Dans quel stade ? C'était l'une des contreparties exigée par la MLS et le maire de Miami pour permettre à David Beckham de posséder sa franchise : le nouveau propriétaire devra construire un nouveau stade sur des fonds privés, charge à la municipalité de fournir l'emplacement. La réalité est plus nuancée. D'après le Miami Herald, si Beckham and co se sont en effet engagés à ne pas solliciter l'aide des comtés, ils ont en revanche embauché un lobbyiste afin de soutirer quelques subventions publiques à l’État de Floride.
Un projet d'enceinte de 25 000 places est déjà à l'étude. Selon Fox Sports, le nouveau stade pourrait s'ériger près du port de Miami, même si les discussions sont toujours en cours. Seule certitude, les nouveaux propriétaires veulent un stade facilement accessible en transport en commun, et qui ne soit pas situé en périphérie de la ville. "Les fans de soccer aiment se rendre au stade à pied, cela fait partie des traditions", a notamment argumenté Beckham.
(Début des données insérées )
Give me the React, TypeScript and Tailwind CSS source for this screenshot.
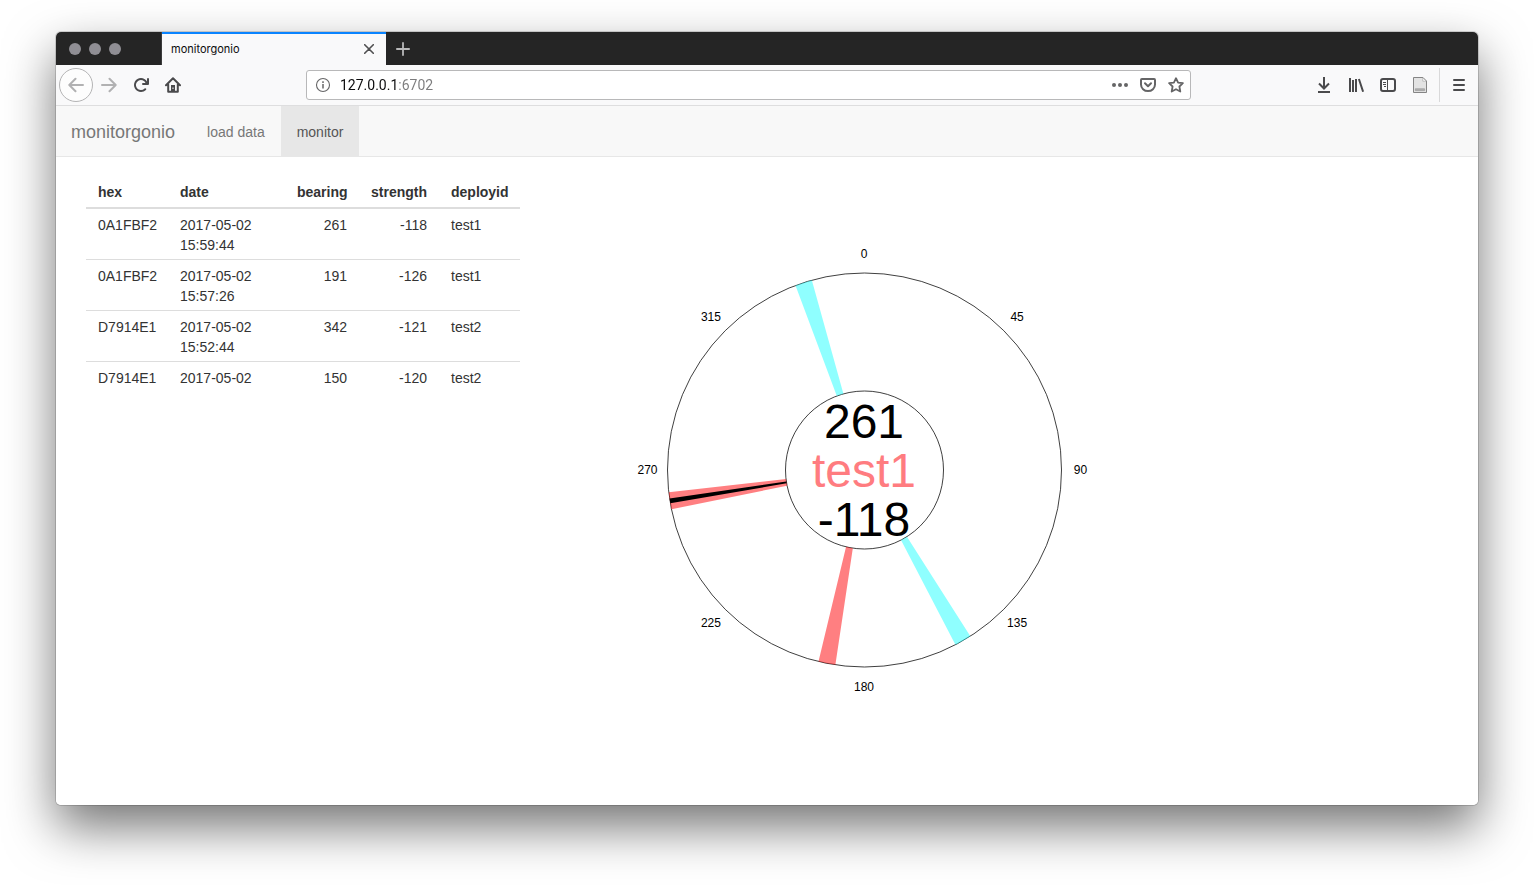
import React from "react";

type Reading = { hex: string; day: string; time?: string; bearing: number; strength: number; deployid: string };

const readings: Reading[] = [
  { hex: "0A1FBF2", day: "2017-05-02", time: "15:59:44", bearing: 261, strength: -118, deployid: "test1" },
  { hex: "0A1FBF2", day: "2017-05-02", time: "15:57:26", bearing: 191, strength: -126, deployid: "test1" },
  { hex: "D7914E1", day: "2017-05-02", time: "15:52:44", bearing: 342, strength: -121, deployid: "test2" },
  { hex: "D7914E1", day: "2017-05-02", bearing: 150, strength: -120, deployid: "test2" },
];

const OUTER = 197;
const INNER = 79;

function point(deg: number, r: number) {
  const a = (deg * Math.PI) / 180;
  return `${(Math.sin(a) * r).toFixed(2)} ${(-Math.cos(a) * r).toFixed(2)}`;
}

function wedge(bearing: number, half: number) {
  const a = bearing - half;
  const b = bearing + half;
  return `M${point(a, INNER)} L${point(a, OUTER)} A${OUTER} ${OUTER} 0 0 1 ${point(b, OUTER)} L${point(b, INNER)} A${INNER} ${INNER} 0 0 0 ${point(a, INNER)} Z`;
}

function Icon({ children, size = 16 }: { children: React.ReactNode; size?: number }) {
  return (
    <svg width={size} height={size} viewBox="0 0 16 16" fill="none" stroke="currentColor" strokeWidth="2" strokeLinecap="round" strokeLinejoin="round" aria-hidden="true">
      {children}
    </svg>
  );
}

function ToolButton({ label, children }: { label: string; children: React.ReactNode }) {
  return (
    <button type="button" aria-label={label} className="flex h-8 w-8 shrink-0 items-center justify-center text-[#4a4a4c]">
      {children}
    </button>
  );
}

function TabStrip() {
  return (
    <div className="flex h-[33px] bg-[#252525]">
      <div className="flex w-[106px] items-center gap-2 border-r border-[#3c3c3c] pl-[13px]">
        <button type="button" aria-label="Close window" className="h-3 w-3 rounded-full bg-[#8f8e94]" />
        <button type="button" aria-label="Minimize window" className="h-3 w-3 rounded-full bg-[#8f8e94]" />
        <button type="button" aria-label="Zoom window" className="h-3 w-3 rounded-full bg-[#8f8e94]" />
      </div>
      <div className="flex w-56 items-center justify-between border-t-2 border-[#0a84ff] bg-[#f9f9fa] pb-px pl-[9px] pr-3">
        <span className="font-['Inter',sans-serif] text-[11px] text-[#0c0c0d]">monitorgonio</span>
        <button type="button" aria-label="Close tab" className="text-[#4f4f50]">
          <svg width="10" height="10" viewBox="0 0 10 10" fill="none" stroke="currentColor" strokeWidth="1.6" strokeLinecap="round">
            <path d="M.7.7l8.600 8.600M9.300.7L.7 9.300" />
          </svg>
        </button>
      </div>
      <button type="button" aria-label="New tab" className="flex w-[34px] items-center justify-center text-[#b9b9ba]">
        <svg width="14" height="14" viewBox="0 0 14 14" fill="none" stroke="currentColor" strokeWidth="1.8" strokeLinecap="round">
          <path d="M7 .9v12.200M.9 7h12.200" />
        </svg>
      </button>
    </div>
  );
}

function Toolbar() {
  return (
    <div className="flex h-[41px] items-center border-b border-[#dededf] bg-[#f9f9fa] px-[3px]">
      <button type="button" aria-label="Back" className="flex h-[34px] w-[34px] shrink-0 items-center justify-center rounded-full border border-[#b4b4b5] bg-[#fdfdfd] text-[#b1b1b2]">
        <Icon>
          <path d="M15 8H1.500M7.500 1.800L1.300 8l6.200 6.200" />
        </Icon>
      </button>
      <button type="button" aria-label="Forward" className="flex h-8 w-8 shrink-0 items-center justify-center text-[#b1b1b2]">
        <Icon>
          <path d="M1 8h13.500M8.500 1.800L14.700 8l-6.200 6.200" />
        </Icon>
      </button>
      <ToolButton label="Reload">
        <Icon>
          <path fill="currentColor" stroke="none" d="M15 1a1 1 0 0 0-1 1v2.418A6.995 6.995 0 1 0 8 15a6.954 6.954 0 0 0 4.950-2.050 1 1 0 0 0-1.414-1.414A5.019 5.019 0 1 1 12.549 6H10a1 1 0 0 0 0 2h5a1 1 0 0 0 1-1V2a1 1 0 0 0-1-1z" />
        </Icon>
      </ToolButton>
      <ToolButton label="Home">
        <Icon>
          <path d="M1 8.200L8 1.200l7 7M3.200 7.500v7.300h9.600V7.500" />
          <path fill="currentColor" stroke="none" d="M6 8h4v7H6z" />
          <path fill="#f9f9fa" stroke="none" d="M7.500 10.500h1v1.500h-1z" />
        </Icon>
      </ToolButton>
      <div className="w-[117px] shrink" />
      <div className="flex h-[30px] min-w-0 flex-1 items-center rounded-[3px] border border-[#b8b8b9] bg-white pl-2 text-[#656566]">
        <Icon>
          <circle cx="8" cy="8" r="6.500" strokeWidth="1.100" />
          <path strokeWidth="1.500" strokeLinecap="butt" d="M8 7v4.500M8 4.300v1.600" />
        </Icon>
        <input
          type="text"
          aria-label="Address"
          defaultValue="127.0.0.1:6702"
          className="ml-[9px] min-w-0 flex-1 bg-[linear-gradient(to_right,#0c0c0d_57px,#7b7b7c_57px)] bg-clip-text font-['Roboto',sans-serif] text-[14px] text-transparent outline-none"
        />
        <div className="flex gap-3 pr-[6px]">
          <button type="button" aria-label="Page actions">
            <Icon>
              <g fill="currentColor" stroke="none">
                <circle cx="2" cy="8" r="2" />
                <circle cx="8" cy="8" r="2" />
                <circle cx="14" cy="8" r="2" />
              </g>
            </Icon>
          </button>
          <button type="button" aria-label="Save to Pocket">
            <Icon>
              <path d="M1.900 2h12.200a.9.9 0 0 1 .9.9V7.500a7 6.600 0 0 1-14 0V2.900A.9.9 0 0 1 1.900 2z" />
              <path d="M5 6.300l3 2.900 3-2.900" />
            </Icon>
          </button>
          <button type="button" aria-label="Bookmark this page">
            <Icon>
              <path strokeWidth="1.800" d="M8 1.200l2.100 4.400 4.800.6-3.500 3.300.9 5L8 12.200l-4.300 2.300.9-5L1.100 6.200l4.800-.6z" />
            </Icon>
          </button>
        </div>
      </div>
      <div className="w-[117px] shrink" />
      <ToolButton label="Downloads">
        <Icon>
          <path strokeLinecap="butt" strokeLinejoin="miter" d="M8 0v11M3 6.500l5 5 5-5M2 15h12" />
        </Icon>
      </ToolButton>
      <ToolButton label="Library">
        <Icon>
          <path strokeLinecap="butt" d="M2 1v14M5 3v12M8 2v13M10.900 2l4.200 12.700" />
        </Icon>
      </ToolButton>
      <ToolButton label="Sidebars">
        <Icon>
          <rect x="1" y="2" width="14" height="12" rx="2" />
          <path strokeLinecap="butt" strokeWidth="1" d="M7.500 2v12M3 5.500h3M3 7.500h3M4 9.500h2" />
        </Icon>
      </ToolButton>
      <ToolButton label="Reader">
        <svg width="16" height="16" viewBox="0 0 16 16" fill="none" aria-hidden="true">
          <path fill="#e3e3e3" stroke="#858585" d="M1.500.5h9.500l3.500 3.500v11.500h-13z" />
          <path fill="#fff" stroke="#a0a0a0" strokeWidth=".6" d="M10.800.8v3.400h3.400z" />
          <path fill="#b0b0b0" stroke="#999" strokeWidth=".7" d="M3.300 11.800h9.300v1.800H3.300z" />
        </svg>
      </ToolButton>
      <div className="mx-[3px] h-[34px] w-px shrink-0 bg-[#d9d9da]" />
      <ToolButton label="Menu">
        <Icon>
          <path d="M3 3h10M3 8h10M3 13h10" />
        </Icon>
      </ToolButton>
    </div>
  );
}

function NavBar() {
  return (
    <nav className="flex h-[51px] border-b border-[#e7e7e7] bg-[#f8f8f8] text-[14px] leading-5 text-[#777]">
      <a href="#home" className="py-4 pl-[15px] pr-4 text-[18px] leading-5">monitorgonio</a>
      <a href="#load" className="px-4 py-4">load data</a>
      <a href="#monitor" aria-current="page" className="bg-[#e7e7e7] px-4 py-4 text-[#555]">monitor</a>
    </nav>
  );
}

function ReadingsTable() {
  const cell = "border-t border-[#ddd] px-3 pt-[6px] pb-1 align-top";
  const head = "border-b-2 border-[#ddd] px-3 py-[5px] font-bold";
  return (
    <table className="w-full table-fixed border-separate border-spacing-0 text-left text-[14px] leading-5 text-[#333]">
      <colgroup>
        <col className="w-[82px]" />
        <col className="w-[117px]" />
        <col className="w-[74px]" />
        <col className="w-[80px]" />
        <col className="w-[81px]" />
      </colgroup>
      <thead>
        <tr>
          <th className={head}>hex</th>
          <th className={head}>date</th>
          <th className={`${head} text-right`}>bearing</th>
          <th className={`${head} text-right`}>strength</th>
          <th className={head}>deployid</th>
        </tr>
      </thead>
      <tbody className="[&>tr:first-child>td]:border-t-0">
        {readings.map((r, i) => (
          <tr key={i}>
            <td className={cell}>{r.hex}</td>
            <td className={cell}>
              {r.day}
              {r.time && <br />}
              {r.time}
            </td>
            <td className={`${cell} text-right`}>{r.bearing}</td>
            <td className={`${cell} text-right`}>{r.strength}</td>
            <td className={cell}>{r.deployid}</td>
          </tr>
        ))}
      </tbody>
    </table>
  );
}

function BearingDial() {
  const current = readings[0];
  return (
    <svg viewBox="-334 -293 668 586" className="w-[668px] max-w-full" role="img" aria-label="Bearing dial" textAnchor="middle">
      <g transform="translate(.5 0)">
        <circle r={OUTER} fill="none" stroke="#000" strokeWidth="1" strokeOpacity=".75" />
        <circle r={INNER} fill="none" stroke="#000" strokeWidth="1" strokeOpacity=".75" />
        {readings.map((r) => (
          <path key={r.bearing} d={wedge(r.bearing, 2.5)} fill={r.deployid === "test1" ? "#ff0004" : "#20ffff"} fillOpacity=".5" />
        ))}
        <path d={wedge(current.bearing, 0.7)} fill="#000" />
      </g>
      {[0, 45, 90, 135, 180, 225, 270, 315].map((deg) => {
        const [x, y] = point(deg, 216.5).split(" ").map(Number);
        return (
          <text key={deg} x={x} y={y + 4} fontSize="12" fill="#000">
            {deg}
          </text>
        );
      })}
      <g fontSize="48">
        <text y="-32">{current.bearing}</text>
        <text y="17" fill="#ff7c80">{current.deployid}</text>
        <text y="66">{current.strength}</text>
      </g>
    </svg>
  );
}

export default function App() {
  return (
    <div className="flex min-h-screen flex-col bg-white px-14 pb-20 pt-8 font-['Liberation_Sans',Arial,sans-serif]">
      <div className="flex flex-1 flex-col rounded-[5px] shadow-[0_0_0_1px_rgba(0,0,0,0.15),0_22px_50px_rgba(0,0,0,0.55)]">
        <div className="flex flex-1 flex-col overflow-hidden rounded-[5px] bg-white">
          <TabStrip />
          <Toolbar />
          <NavBar />
          <main className="flex items-start pt-5">
            <section className="w-1/3 pl-[30px] pr-[10px]">
              <ReadingsTable />
            </section>
            <section className="w-2/3">
              <BearingDial />
            </section>
          </main>
        </div>
      </div>
    </div>
  );
}
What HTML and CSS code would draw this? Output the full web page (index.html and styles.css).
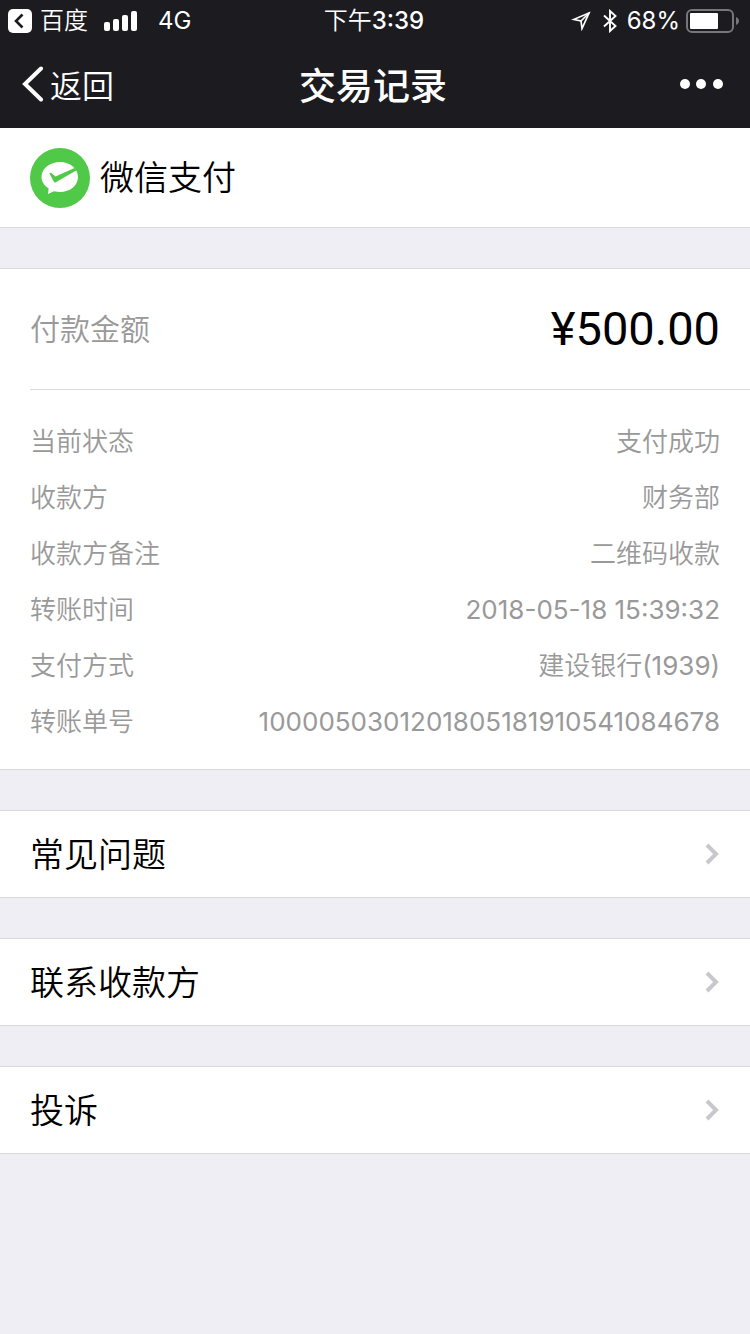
FILE: index.html
```html
<!DOCTYPE html>
<html lang="zh-CN">
<head>
    <meta charset="UTF-8">
    <meta name="viewport" content="width=device-width, initial-scale=1.0">
    <title>交易记录</title>
    <link rel="stylesheet" href="styles.css">
</head>
<body>

<!-- Top bar -->
<header class="topbar">
    <div class="status">
        <div class="status-left">
            <svg class="app-back" viewBox="0 0 24 24" aria-hidden="true">
                <rect width="24" height="24" rx="5" fill="#fff"/>
                <path d="M14.500 5.500L8 12l6.500 6.500" fill="none" stroke="#1c1b20" stroke-width="2.600"/>
            </svg>
            <span>百度</span>
            <svg class="signal" viewBox="0 0 34 20" aria-hidden="true">
                <rect x="0" y="11" width="6" height="9" rx="2"/>
                <rect x="9" y="8" width="6" height="12" rx="2"/>
                <rect x="18" y="4" width="6" height="16" rx="2"/>
                <rect x="27" y="0" width="6" height="20" rx="2"/>
            </svg>
            <span class="num">4G</span>
        </div>
        <div class="status-time">下午<span class="clock">3:39</span></div>
        <div class="status-right">
            <svg class="location" viewBox="0 0 20 20" aria-hidden="true">
                <path d="M18 2L2.500 8.500l7.500 1.500 1 7.500z" fill="none" stroke="#fff" stroke-width="1.700"/>
                <path d="M18 2L10 10" stroke="#fff" stroke-width="1.700"/>
            </svg>
            <svg class="bluetooth" viewBox="0 0 14 24" aria-hidden="true">
                <path d="M1 6.500l11.500 10.500L7 22V2l5.500 5L1 17.500" fill="none" stroke="#fff" stroke-width="1.900"/>
            </svg>
            <span class="num">68%</span>
            <svg class="battery" viewBox="0 0 54 24" aria-hidden="true">
                <rect x="1" y="1" width="46" height="22" rx="5" fill="none" stroke="#77767a" stroke-width="2"/>
                <rect x="4" y="4" width="28" height="16" rx="1" fill="#fff"/>
                <path d="M50 8c4 1.500 4 6.500 0 8z" fill="#77767a"/>
            </svg>
        </div>
    </div>
    <nav class="nav">
        <button type="button" class="back">
            <svg viewBox="0 0 22 36" aria-hidden="true">
                <path d="M19 2.500L3 18l16 15.500" fill="none" stroke="#fff" stroke-width="4" stroke-linecap="round"/>
            </svg>
            返回
        </button>
        <h1>交易记录</h1>
        <button type="button" class="more" aria-label="更多">
            <svg viewBox="0 0 44 10" aria-hidden="true">
                <circle cx="5" cy="5" r="5"/>
                <circle cx="21" cy="5" r="5"/>
                <circle cx="38" cy="5" r="5"/>
            </svg>
        </button>
    </nav>
</header>

<main>
    <section class="brand">
        <svg class="brand-logo" viewBox="0 0 60 60" aria-hidden="true">
            <circle cx="30" cy="30" r="30" fill="#50c848"/>
            <path d="M30 14c10 0 18 6.500 18 15s-8 15-18 15c-2 0-4-.3-6-.8l-6 2.800.6-5.600C14.500 37.800 11.500 33.700 11.500 29 11.500 20.500 20 14 30 14z" fill="#fff"/>
            <path d="M19.500 25.500q.5-1.200 1.800-.5L25.500 28.500 44.500 20 47 22 25.800 34.300q-1.300.6-1.900-.6z" fill="#50c848"/>
        </svg>
        <h2>微信支付</h2>
    </section>

    <!-- Payment details -->
    <section class="card">
        <div class="amount">
            <span class="amount-label">付款金额</span>
            <span class="amount-value">¥500.00</span>
        </div>
        <dl class="details">
            <div class="row"><dt>当前状态</dt><dd>支付成功</dd></div>
            <div class="row"><dt>收款方</dt><dd>财务部</dd></div>
            <div class="row"><dt>收款方备注</dt><dd>二维码收款</dd></div>
            <div class="row"><dt>转账时间</dt><dd class="num">2018-05-18 15:39:32</dd></div>
            <div class="row"><dt>支付方式</dt><dd>建设银行<span class="num">(1939)</span></dd></div>
            <div class="row"><dt>转账单号</dt><dd class="num">1000050301201805181910541084678</dd></div>
        </dl>
    </section>

    <a class="link" href="#faq">
        常见问题
        <svg class="arrow" viewBox="0 0 16 24" aria-hidden="true"><path d="M3 3l9 9-9 9"/></svg>
    </a>
    <a class="link" href="#contact">
        联系收款方
        <svg class="arrow" viewBox="0 0 16 24" aria-hidden="true"><path d="M3 3l9 9-9 9"/></svg>
    </a>
    <a class="link" href="#complaint">
        投诉
        <svg class="arrow" viewBox="0 0 16 24" aria-hidden="true"><path d="M3 3l9 9-9 9"/></svg>
    </a>
</main>

</body>
</html>
```
FILE: styles.css
```css
* {
    box-sizing: border-box;
}
body {
    font-family: Inter, "Noto Sans CJK SC", sans-serif;
    font-weight: 350;
    line-height: 1.5;
    margin: 0;
    background-color: #efeef4;
    color: #000;
}
h1, h2, dl, dd {
    margin: 0;
    font-weight: inherit;
}
svg {
    display: block;
    flex: none;
}
button {
    padding: 0;
    border: none;
    background: none;
    color: inherit;
    font: inherit;
    cursor: pointer;
}
.num {
    font-weight: 400;
}

/* Top bar */
.topbar {
    background-color: #1c1b20;
    color: #fff;
}
.status {
    display: grid;
    grid-template-columns: 1fr auto 1fr;
    align-items: center;
    height: 40px;
    padding: 2px 10px 0 8px;
    font-size: 24px;
}
.status-left, .status-right {
    display: flex;
    align-items: center;
    gap: 8px;
}
.status-right {
    justify-content: flex-end;
    gap: 6px;
}
.clock {
    font-weight: 500;
}
.app-back {
    width: 24px;
    height: 24px;
}
.signal {
    width: 34px;
    height: 20px;
    margin: 0 12px 0 8px;
    fill: #fff;
}
.location {
    width: 20px;
    height: 20px;
}
.bluetooth {
    width: 14px;
    height: 24px;
    margin: 0 4px 0 6px;
}
.battery {
    width: 54px;
    height: 24px;
}
.nav {
    display: grid;
    grid-template-columns: 1fr auto 1fr;
    align-items: center;
    height: 88px;
    padding: 0 26px 0 22px;
    line-height: normal;
}
.nav h1 {
    font-size: 37px;
    font-weight: 500;
}
.back {
    display: flex;
    align-items: center;
    gap: 6px;
    font-size: 32px;
    justify-self: start;
}
.back svg {
    width: 22px;
    height: 36px;
}
.more {
    justify-self: end;
}
.more svg {
    width: 44px;
    height: 10px;
    fill: #fff;
}

/* Sections */
.brand, .card, .link {
    background-color: #fff;
    border-bottom: 1px solid #d9d9dc;
}
.card, .link {
    margin-top: 40px;
    border-top: 1px solid #d9d9dc;
}
.brand {
    display: flex;
    align-items: center;
    gap: 10px;
    height: 100px;
    padding: 0 30px;
}
.brand-logo {
    width: 60px;
    height: 60px;
}
.brand h2 {
    font-size: 34px;
}
.card {
    padding-left: 30px;
}
.amount {
    display: flex;
    align-items: center;
    justify-content: space-between;
    height: 121px;
    padding-right: 30px;
    border-bottom: 1px solid #d9d9d9;
}
.amount-label {
    color: #999;
    font-size: 30px;
}
.amount-value {
    font-family: Roboto, sans-serif;
    font-size: 47px;
    font-weight: 400;
}
.details {
    padding: 24px 30px 19px 0;
    color: #999;
    font-size: 26px;
    line-height: 56px;
}
.row {
    display: flex;
    justify-content: space-between;
}
.link {
    display: flex;
    align-items: center;
    justify-content: space-between;
    height: 88px;
    padding: 0 30px;
    color: #000;
    font-size: 34px;
    text-decoration: none;
}
.arrow {
    width: 16px;
    height: 24px;
    fill: none;
    stroke: #c7c7cc;
    stroke-width: 4;
}
```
L'équipe de foot US universitaire, les Miami Hurricanes, qui peine à remplir le Sun Life Stadium des Miami Dolphins, pourrait également évoluer dans cette enceinte. Enfin, David Beckham et ses associés projettent de construire une académie de football, un centre de formation destiné à fournir des joueurs américains de haut niveau. "On veut aider la sélection, lui donner une chance de gagner, un jour, la Coupe du monde". David Beckham voit grand pour Miami, mais aussi pour le soccer dans son ensemble.